--- Record set ---
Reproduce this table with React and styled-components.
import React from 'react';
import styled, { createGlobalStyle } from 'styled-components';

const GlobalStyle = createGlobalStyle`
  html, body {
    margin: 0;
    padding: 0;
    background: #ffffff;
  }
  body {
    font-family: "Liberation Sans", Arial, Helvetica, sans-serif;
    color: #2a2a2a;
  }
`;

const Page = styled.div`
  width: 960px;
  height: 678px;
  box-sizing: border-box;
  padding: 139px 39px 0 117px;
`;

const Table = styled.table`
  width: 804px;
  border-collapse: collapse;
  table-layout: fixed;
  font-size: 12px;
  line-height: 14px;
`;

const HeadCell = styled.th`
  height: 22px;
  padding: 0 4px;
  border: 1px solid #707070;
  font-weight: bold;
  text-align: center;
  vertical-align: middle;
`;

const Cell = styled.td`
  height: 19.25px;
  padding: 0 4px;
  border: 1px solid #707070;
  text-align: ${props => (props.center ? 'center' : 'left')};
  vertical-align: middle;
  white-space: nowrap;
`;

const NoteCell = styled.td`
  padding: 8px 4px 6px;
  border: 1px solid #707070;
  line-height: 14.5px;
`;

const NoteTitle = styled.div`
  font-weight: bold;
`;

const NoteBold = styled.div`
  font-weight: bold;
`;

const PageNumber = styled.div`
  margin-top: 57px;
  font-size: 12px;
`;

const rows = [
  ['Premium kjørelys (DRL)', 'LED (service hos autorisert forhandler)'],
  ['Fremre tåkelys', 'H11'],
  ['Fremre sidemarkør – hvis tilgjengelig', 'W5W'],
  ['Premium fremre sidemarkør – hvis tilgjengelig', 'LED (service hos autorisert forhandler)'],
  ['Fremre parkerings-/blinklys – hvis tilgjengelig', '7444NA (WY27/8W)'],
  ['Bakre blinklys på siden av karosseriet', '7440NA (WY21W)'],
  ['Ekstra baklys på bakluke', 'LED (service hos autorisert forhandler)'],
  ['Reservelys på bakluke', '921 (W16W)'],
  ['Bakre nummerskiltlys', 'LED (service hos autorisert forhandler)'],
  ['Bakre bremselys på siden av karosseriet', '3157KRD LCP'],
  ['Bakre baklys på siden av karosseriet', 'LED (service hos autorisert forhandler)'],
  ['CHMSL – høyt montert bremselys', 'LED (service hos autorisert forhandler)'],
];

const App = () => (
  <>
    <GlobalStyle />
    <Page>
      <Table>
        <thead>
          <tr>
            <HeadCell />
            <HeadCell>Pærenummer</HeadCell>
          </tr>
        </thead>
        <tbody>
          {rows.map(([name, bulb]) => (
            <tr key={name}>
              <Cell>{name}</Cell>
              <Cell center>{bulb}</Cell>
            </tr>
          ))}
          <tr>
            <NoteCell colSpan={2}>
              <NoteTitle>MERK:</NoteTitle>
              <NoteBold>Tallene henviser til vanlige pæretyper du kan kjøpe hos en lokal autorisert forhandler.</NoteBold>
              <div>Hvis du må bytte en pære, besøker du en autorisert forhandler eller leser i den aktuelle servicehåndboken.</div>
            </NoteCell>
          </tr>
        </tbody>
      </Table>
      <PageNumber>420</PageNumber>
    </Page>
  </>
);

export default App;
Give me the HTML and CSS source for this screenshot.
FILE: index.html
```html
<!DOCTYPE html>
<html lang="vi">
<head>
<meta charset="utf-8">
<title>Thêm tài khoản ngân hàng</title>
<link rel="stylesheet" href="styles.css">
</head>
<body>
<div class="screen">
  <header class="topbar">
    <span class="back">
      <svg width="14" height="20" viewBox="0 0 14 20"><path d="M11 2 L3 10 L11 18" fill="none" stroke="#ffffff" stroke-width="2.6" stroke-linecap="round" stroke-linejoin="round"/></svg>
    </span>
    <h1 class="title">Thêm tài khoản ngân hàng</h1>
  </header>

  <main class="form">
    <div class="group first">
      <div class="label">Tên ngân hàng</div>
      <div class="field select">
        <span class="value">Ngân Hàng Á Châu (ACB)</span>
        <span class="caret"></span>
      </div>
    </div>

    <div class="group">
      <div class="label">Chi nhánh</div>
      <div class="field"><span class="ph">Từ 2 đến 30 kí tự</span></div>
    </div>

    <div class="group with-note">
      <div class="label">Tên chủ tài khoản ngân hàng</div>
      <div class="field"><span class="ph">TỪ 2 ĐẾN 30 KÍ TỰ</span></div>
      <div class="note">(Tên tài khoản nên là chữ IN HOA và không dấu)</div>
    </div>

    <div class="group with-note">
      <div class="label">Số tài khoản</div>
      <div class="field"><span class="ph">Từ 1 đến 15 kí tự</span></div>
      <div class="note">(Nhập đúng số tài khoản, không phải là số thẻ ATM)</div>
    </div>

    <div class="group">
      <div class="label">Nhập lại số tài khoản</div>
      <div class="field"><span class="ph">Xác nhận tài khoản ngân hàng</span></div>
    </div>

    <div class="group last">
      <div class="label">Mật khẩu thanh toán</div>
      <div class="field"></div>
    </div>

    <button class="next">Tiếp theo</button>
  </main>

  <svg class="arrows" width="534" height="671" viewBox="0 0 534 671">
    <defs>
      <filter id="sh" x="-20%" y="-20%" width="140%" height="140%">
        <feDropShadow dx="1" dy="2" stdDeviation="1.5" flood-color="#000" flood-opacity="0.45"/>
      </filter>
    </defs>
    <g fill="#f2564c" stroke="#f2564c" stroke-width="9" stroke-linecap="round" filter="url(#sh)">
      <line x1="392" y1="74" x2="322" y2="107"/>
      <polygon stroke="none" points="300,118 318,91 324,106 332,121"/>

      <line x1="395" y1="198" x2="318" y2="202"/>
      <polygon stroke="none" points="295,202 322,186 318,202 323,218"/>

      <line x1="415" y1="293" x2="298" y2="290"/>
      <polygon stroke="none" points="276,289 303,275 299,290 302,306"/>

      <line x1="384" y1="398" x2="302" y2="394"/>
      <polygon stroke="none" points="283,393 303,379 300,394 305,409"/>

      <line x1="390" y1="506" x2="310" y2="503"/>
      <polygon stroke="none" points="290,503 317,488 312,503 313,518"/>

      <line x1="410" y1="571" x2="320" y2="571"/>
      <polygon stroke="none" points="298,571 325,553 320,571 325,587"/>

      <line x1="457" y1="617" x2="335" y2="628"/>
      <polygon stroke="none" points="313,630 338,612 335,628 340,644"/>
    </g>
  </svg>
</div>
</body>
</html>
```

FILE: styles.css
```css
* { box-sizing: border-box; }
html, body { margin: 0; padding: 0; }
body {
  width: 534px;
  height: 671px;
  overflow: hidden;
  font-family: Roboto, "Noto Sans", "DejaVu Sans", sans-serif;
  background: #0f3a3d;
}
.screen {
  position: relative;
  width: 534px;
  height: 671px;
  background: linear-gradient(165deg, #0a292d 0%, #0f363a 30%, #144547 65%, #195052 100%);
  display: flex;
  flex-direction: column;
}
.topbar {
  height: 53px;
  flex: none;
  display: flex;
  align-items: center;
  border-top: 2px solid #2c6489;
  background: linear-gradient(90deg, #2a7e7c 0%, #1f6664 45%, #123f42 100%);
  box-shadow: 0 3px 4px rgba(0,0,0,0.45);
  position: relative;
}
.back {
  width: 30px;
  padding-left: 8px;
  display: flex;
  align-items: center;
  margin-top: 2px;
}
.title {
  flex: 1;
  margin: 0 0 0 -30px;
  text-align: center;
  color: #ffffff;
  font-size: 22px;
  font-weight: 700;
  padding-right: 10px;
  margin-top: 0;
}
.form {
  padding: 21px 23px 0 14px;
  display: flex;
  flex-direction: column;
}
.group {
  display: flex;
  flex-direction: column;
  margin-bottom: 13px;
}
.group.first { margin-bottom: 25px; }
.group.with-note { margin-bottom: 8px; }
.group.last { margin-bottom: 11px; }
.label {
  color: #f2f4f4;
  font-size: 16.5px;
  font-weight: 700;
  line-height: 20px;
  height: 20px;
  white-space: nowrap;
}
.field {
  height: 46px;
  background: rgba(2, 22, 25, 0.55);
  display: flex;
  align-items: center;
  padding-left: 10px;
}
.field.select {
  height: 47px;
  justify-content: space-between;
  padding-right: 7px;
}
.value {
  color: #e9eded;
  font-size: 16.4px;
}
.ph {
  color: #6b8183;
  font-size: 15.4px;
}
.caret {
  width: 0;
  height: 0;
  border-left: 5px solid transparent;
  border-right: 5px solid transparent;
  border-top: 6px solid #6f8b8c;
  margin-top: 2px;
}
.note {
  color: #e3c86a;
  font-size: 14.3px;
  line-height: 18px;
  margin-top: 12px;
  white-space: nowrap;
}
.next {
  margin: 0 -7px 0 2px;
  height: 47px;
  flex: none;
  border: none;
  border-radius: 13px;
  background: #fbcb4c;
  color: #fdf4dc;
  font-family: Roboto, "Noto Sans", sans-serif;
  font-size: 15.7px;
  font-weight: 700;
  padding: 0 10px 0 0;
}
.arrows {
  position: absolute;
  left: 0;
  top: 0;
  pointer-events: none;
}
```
---
■ **Challenge**
Where a line above includes "React", copy that line.

■ **Written solution**
Reproduce this table with React and styled-components.
import React from 'react';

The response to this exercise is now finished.